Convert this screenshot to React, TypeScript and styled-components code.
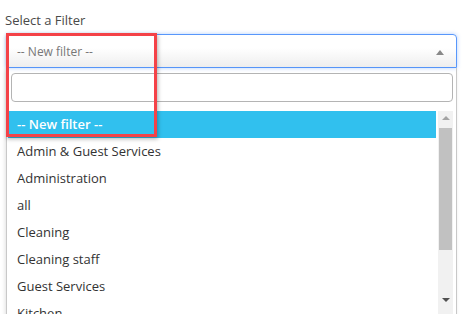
import React from 'react';
import styled, { createGlobalStyle } from 'styled-components';

const GlobalStyle = createGlobalStyle`
    html, body {
        margin: 0;
        padding: 0;
        background: #fff;
        font-family: "Open Sans", "Liberation Sans", sans-serif;
    }
`;

const Page = styled.div`
    position: relative;
    width: 462px;
    height: 314px;
    overflow: hidden;
    padding: 11px 5px 0 5px;
    box-sizing: border-box;
`;

const Label = styled.div`
    font-size: 13px;
    line-height: 18px;
    color: #4a4a4a;
    margin-bottom: 5px;
`;

const Field = styled.div`
    margin-left: 1px;
    width: 451px;
`;

const SelectBox = styled.div`
    height: 34px;
    box-sizing: border-box;
    border: 1px solid #5897fb;
    border-radius: 4px 4px 0 0;
    background: linear-gradient(to bottom, #fff 40%, #eee 100%);
    box-shadow: 0 0 4px rgba(88, 151, 251, 0.45);
    display: flex;
    align-items: center;
    justify-content: space-between;
    padding: 0 12px 0 10px;
`;

const Placeholder = styled.span`
    font-size: 12px;
    color: #777;
`;

const Caret = styled.span`
    width: 0;
    height: 0;
    border-left: 4px solid transparent;
    border-right: 4px solid transparent;
    border-bottom: 5px solid #888;
    margin-top: 2px;
`;

const Dropdown = styled.div`
    border: 1px solid #c8c8c8;
    border-top: none;
    box-shadow: -1px 2px 4px rgba(0, 0, 0, 0.12);
    padding: 5px 3px 0 1px;
    height: 260px;
    box-sizing: border-box;
`;

const Search = styled.div`
    margin: 0 0 9px 3px;
    height: 29px;
    box-sizing: border-box;
    border: 1px solid #b4b4b4;
    border-radius: 4px;
    background: #fff;
`;

const ListArea = styled.div`
    display: flex;
    gap: 2px;
    height: 220px;
`;

const Options = styled.ul`
    list-style: none;
    margin: 0;
    padding: 0;
    flex: 1;
    overflow: hidden;
`;

const Option = styled.li<{ $active?: boolean }>`
    height: 27px;
    line-height: 27px;
    padding-left: 9px;
    font-size: 13px;
    color: ${p => (p.$active ? '#fff' : '#333')};
    background: ${p => (p.$active ? '#31c0ee' : 'transparent')};
    font-weight: ${p => (p.$active ? 600 : 400)};
`;

const Scrollbar = styled.div`
    width: 15px;
    background: #f1f1f1;
    display: flex;
    flex-direction: column;
    align-items: center;
    padding-top: 5px;
    box-sizing: border-box;
`;

const Arrow = styled.span<{ $down?: boolean }>`
    width: 0;
    height: 0;
    border-left: 4px solid transparent;
    border-right: 4px solid transparent;
    ${p => (p.$down ? 'border-top: 4px solid #505050;' : 'border-bottom: 4px solid #a3a3a3;')}
`;

const Thumb = styled.div`
    width: 13px;
    height: 122px;
    background: #c1c1c1;
    margin: 8px 0 48px;
`;

const Highlight = styled.div`
    position: absolute;
    left: 6px;
    top: 33px;
    width: 151px;
    height: 104px;
    box-sizing: border-box;
    border: 3px solid #f44248;
    box-shadow: 1px 2px 4px rgba(0, 0, 0, 0.3);
    pointer-events: none;
`;

const options = [
    'Admin & Guest Services',
    'Administration',
    'all',
    'Cleaning',
    'Cleaning staff',
    'Guest Services',
    'Kitchen',
];

const App: React.FC = () => {
    return (
        <Page>
            <GlobalStyle />
            <Label>Select a Filter</Label>
            <Field>
                <SelectBox>
                    <Placeholder>-- New filter --</Placeholder>
                    <Caret />
                </SelectBox>
                <Dropdown>
                    <Search />
                    <ListArea>
                        <Options>
                            <Option $active>-- New filter --</Option>
                            {options.map(o => (
                                <Option key={o}>{o}</Option>
                            ))}
                        </Options>
                        <Scrollbar>
                            <Arrow />
                            <Thumb />
                            <Arrow $down />
                        </Scrollbar>
                    </ListArea>
                </Dropdown>
            </Field>
            <Highlight />
        </Page>
    );
};

export default App;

################

• _WORK INSTRUCTIONS_
Each line with the string "components" in it needs to be found and copied.

• _ANSWER TO THE TASK_
Convert this screenshot to React, TypeScript and styled-components code.
import styled, { createGlobalStyle } from 'styled-components';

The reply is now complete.